Josh Dean Concord Charlotte

 

Working with GIS and Python

Python is a powerful scripting language that allows users to script repetitive tasks and automate system behaviors. Python is not object oriented, differentiating its development and operation from languages like C++ and Java. The scripting syntax of Python might ease the learning curve for those new to programming concepts. GIS is a great introductory to Python programming. Please excuse any formatting errors. Some indentation was lost when copying over.

 

GIS_analysis_esri.jpg

 

ArcGIS has robust support for Python, allowing many GIS methods to be automated for optimized development with the ArcMap software framework. ArcPy is a python module that allows python to directly interface with ArcGIS software, giving the user powerful scripting capabilities within the ESRI software ecospace. ArcMap has a built in script editor which provides a graphical interface users can use to construct scripts without the default python shell. This feature is called Model Builder, and it makes the relationship between python and the ArcGIS toolkit easier to understand and implement for the visual thinker.

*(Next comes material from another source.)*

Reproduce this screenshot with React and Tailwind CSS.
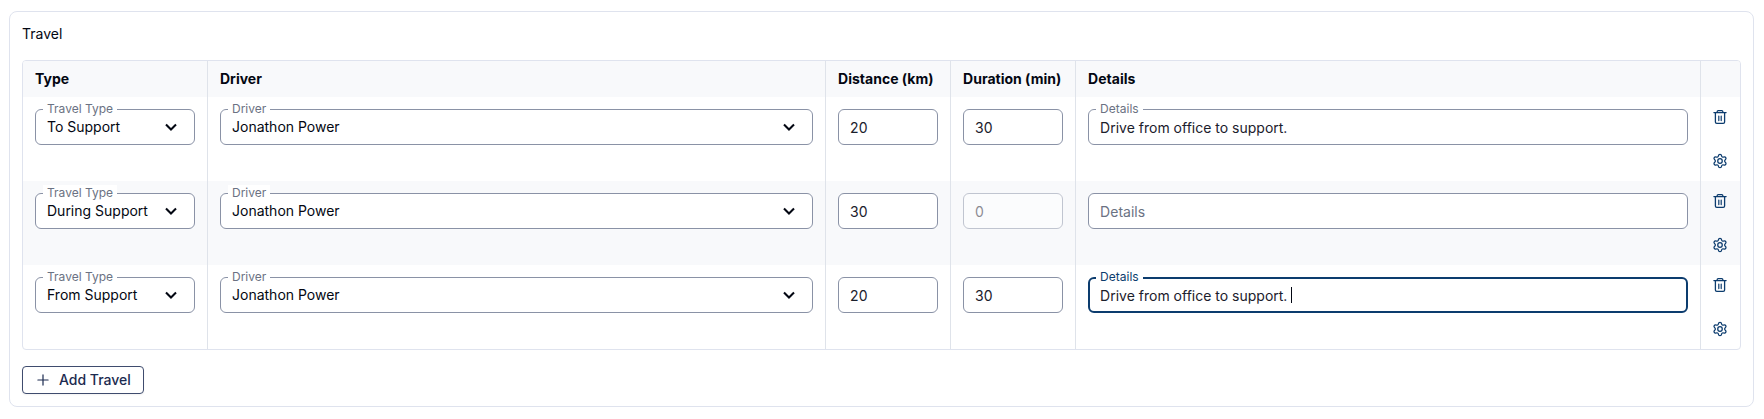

I provided examples of my own work that have been written in either Model Builder or in the Python IDE. I tried to keep the examples strictly geographic for this post. These scripts aren’t guaranteed to work flawlessly or gracefully. This is a continued learning experience for me and any constructive criticism is welcome.

Here’s an example of what I’ve found possible using python and ArcPy.

 


# -*- coding: utf-8 -*-
# ---------------------------------------------------------------------------
# 50m.py
# Created on: 2017-03-28 15:18:18.00000
# (generated by ArcGIS/ModelBuilder)
# Description:
# ---------------------------------------------------------------------------

# Import arcpy module
import arcpy

# Local variables:
Idaho_Moscow_students = "Idaho_Moscow_students"
Idaho_Moscow_busstops_shp = "H:\\Temp\\Idaho_Moscow_busstops.shp"
busstops_50m_shp = "H:\\Temp\\busstops_50m.shp"
within_50m_shp = "H:\\Temp\\within_50m.shp"

# Process: Buffer
arcpy.Buffer_analysis(Idaho_Moscow_busstops_shp, busstops_50m_shp, "50 Meters", "FULL", "ROUND", "ALL", "", "PLANAR")

# Process: Intersect
arcpy.Intersect_analysis("Idaho_Moscow_students #;H:\\Temp\\busstops_50m.shp #", within_50m_shp, "ALL", "", "INPUT")

 

The output is tidy and properly commented by default, saving the user the usual time it takes to make the code tidy and functionally legible. It also includes a proper header and the location of map assets. All of this is done on the fly, making sure quality code is produced every time. This is a great reason to use model builder over manually programming in in the IDE.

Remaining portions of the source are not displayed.